ECLI:NL:CRVB:2004:AO8071
Centrale Raad van Beroep
- Hoger beroep
- H. van Leeuwen
- T.L. de Vries
- H.J. Simon
- Rechtspraak.nl
Huwelijk in het buitenland en gevolgen voor Anw-uitkering
In deze zaak gaat het om de beëindiging van de Anw-uitkering van appellant, die op 2 maart 2000 in het buitenland is getrouwd. De Sociale Verzekeringsbank heeft appellant op 21 november 2000 geïnformeerd dat zijn recht op uitkering is geëindigd per 31 maart 2000, omdat hij is getrouwd. Appellant heeft hiertegen bezwaar gemaakt, stellende dat zijn huwelijk pas in Nederland erkend werd in november 2000 en dat hij zijn mededelingsverplichting tijdig heeft nageleefd. De rechtbank heeft het bezwaar ongegrond verklaard, wat appellant heeft doen besluiten in hoger beroep te gaan.

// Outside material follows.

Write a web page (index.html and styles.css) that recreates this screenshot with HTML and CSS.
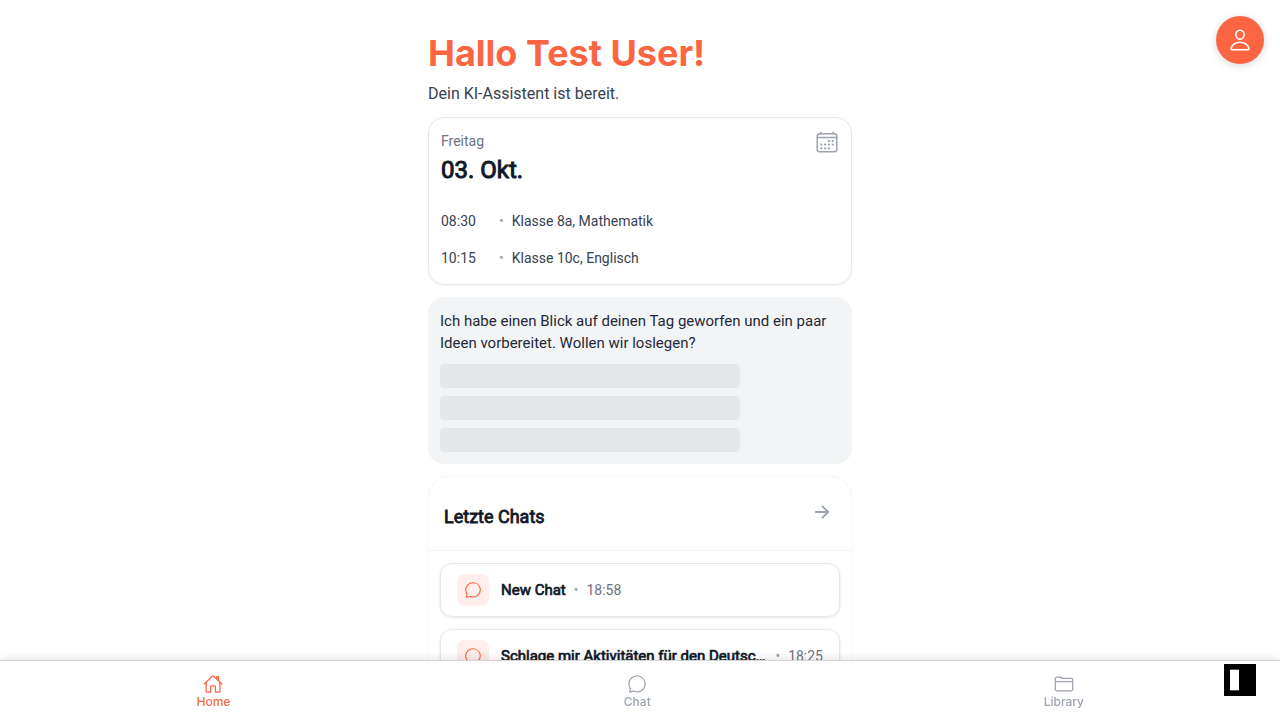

De Centrale Raad van Beroep heeft de zaak behandeld op 16 januari 2004. Appellant voerde aan dat zijn huwelijk niet eerder dan medio november 2000 relevant was voor de Anw, omdat zijn echtgenote pas na een onderzoek naar een mogelijk schijnhuwelijk naar Nederland kon komen. De Raad oordeelt dat het huwelijk, dat rechtsgeldig in het buitenland is gesloten, ook in Nederland als zodanig moet worden erkend. De Raad bevestigt dat de beëindiging van de Anw-uitkering per 1 april 2003 terecht is, omdat appellant niet heeft voldaan aan zijn mededelingsverplichting over zijn huwelijk.

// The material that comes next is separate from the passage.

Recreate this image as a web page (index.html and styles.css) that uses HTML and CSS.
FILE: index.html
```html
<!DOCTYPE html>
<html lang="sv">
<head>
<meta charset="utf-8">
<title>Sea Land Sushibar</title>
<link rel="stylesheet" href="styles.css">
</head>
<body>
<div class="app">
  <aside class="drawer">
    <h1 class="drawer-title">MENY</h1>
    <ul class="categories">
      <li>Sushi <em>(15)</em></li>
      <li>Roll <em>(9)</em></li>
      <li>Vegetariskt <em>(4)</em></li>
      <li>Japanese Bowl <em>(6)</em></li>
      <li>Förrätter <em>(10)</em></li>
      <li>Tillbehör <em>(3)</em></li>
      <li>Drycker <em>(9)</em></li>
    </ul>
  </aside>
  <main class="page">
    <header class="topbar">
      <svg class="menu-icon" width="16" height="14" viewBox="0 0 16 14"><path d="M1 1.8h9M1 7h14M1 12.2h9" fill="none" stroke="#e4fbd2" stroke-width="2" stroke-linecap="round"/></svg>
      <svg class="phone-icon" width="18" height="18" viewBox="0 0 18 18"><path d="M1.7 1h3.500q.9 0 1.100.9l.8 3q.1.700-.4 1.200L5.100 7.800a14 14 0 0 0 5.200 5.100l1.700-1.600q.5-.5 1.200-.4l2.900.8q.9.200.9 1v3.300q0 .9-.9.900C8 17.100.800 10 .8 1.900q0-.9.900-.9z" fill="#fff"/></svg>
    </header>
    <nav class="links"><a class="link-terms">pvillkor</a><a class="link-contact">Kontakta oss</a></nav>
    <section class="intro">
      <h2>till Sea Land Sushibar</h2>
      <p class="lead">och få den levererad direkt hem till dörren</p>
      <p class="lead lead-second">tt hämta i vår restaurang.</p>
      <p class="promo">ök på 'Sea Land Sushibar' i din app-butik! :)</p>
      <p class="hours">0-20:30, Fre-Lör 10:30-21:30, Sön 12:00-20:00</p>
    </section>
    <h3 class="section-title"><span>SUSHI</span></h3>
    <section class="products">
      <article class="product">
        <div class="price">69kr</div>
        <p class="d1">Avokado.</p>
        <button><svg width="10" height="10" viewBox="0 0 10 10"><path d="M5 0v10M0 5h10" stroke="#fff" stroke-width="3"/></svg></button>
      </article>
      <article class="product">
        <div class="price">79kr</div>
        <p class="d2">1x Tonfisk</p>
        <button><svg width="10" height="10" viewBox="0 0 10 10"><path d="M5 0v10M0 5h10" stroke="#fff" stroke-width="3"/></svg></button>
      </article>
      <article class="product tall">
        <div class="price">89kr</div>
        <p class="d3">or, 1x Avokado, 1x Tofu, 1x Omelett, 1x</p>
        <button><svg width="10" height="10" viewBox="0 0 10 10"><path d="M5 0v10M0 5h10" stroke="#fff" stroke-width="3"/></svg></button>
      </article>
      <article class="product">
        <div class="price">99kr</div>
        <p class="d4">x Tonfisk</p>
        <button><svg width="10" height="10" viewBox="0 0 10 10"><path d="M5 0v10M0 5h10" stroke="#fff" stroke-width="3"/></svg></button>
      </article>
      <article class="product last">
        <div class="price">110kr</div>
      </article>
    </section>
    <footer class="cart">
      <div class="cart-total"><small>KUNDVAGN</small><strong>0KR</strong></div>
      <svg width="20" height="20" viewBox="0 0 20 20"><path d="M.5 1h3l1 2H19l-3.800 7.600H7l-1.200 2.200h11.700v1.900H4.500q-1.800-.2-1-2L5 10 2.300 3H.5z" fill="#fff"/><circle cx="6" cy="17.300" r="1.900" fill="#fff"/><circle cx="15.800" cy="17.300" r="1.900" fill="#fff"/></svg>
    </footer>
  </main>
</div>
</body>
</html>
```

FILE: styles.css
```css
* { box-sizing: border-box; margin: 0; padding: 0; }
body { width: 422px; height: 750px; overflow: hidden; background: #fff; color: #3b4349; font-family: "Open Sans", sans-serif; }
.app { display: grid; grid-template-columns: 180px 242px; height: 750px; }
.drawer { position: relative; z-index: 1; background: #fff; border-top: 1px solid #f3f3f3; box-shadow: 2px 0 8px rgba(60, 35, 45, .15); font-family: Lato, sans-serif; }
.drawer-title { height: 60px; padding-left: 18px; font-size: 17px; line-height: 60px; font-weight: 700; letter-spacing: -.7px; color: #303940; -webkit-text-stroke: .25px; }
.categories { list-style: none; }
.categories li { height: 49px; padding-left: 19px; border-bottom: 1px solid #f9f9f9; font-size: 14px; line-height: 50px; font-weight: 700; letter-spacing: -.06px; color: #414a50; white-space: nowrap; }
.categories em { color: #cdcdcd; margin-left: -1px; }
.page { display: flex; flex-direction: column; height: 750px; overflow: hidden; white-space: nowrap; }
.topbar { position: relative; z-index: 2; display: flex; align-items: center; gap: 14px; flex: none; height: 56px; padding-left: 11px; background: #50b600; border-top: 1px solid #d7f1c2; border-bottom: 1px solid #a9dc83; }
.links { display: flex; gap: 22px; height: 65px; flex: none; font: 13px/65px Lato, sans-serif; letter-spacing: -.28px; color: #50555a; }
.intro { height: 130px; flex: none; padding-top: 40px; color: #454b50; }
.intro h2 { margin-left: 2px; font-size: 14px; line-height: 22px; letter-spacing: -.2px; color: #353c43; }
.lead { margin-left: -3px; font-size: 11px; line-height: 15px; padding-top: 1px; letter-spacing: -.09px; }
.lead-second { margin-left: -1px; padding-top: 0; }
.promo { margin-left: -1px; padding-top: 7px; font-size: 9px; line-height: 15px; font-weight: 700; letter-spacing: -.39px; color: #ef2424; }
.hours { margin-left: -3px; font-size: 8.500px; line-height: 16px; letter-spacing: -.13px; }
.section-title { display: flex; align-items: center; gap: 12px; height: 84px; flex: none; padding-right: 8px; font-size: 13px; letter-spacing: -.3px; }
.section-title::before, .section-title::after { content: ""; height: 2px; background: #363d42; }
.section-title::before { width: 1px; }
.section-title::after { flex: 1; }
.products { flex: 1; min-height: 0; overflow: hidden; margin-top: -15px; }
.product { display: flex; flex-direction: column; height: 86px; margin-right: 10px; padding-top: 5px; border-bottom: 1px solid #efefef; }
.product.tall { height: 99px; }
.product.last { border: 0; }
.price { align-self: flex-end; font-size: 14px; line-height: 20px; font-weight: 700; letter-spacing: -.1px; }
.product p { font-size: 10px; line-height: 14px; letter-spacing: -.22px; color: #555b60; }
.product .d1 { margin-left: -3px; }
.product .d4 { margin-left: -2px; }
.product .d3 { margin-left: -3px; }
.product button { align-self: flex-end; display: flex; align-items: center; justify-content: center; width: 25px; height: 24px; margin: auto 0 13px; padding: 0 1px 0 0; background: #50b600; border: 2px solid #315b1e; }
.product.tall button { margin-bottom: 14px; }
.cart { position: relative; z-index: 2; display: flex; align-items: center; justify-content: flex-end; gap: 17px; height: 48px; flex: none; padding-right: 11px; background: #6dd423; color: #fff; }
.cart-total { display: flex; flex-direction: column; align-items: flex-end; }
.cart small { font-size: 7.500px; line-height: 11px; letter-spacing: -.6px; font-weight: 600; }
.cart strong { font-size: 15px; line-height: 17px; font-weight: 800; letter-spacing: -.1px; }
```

De Raad concludeert dat de brief van 21 november 2000 geen besluit in de zin van de Awb is, en dat de bezwaren van appellant tegen de terugvordering en de boete terecht niet-ontvankelijk zijn verklaard. De Raad bevestigt de uitspraak van de rechtbank en oordeelt dat er geen redenen zijn om van de herziening van de Anw-uitkering af te wijken. De uitspraak benadrukt het belang van het tijdig melden van relevante wijzigingen in de persoonlijke situatie van de uitkeringsgerechtigde.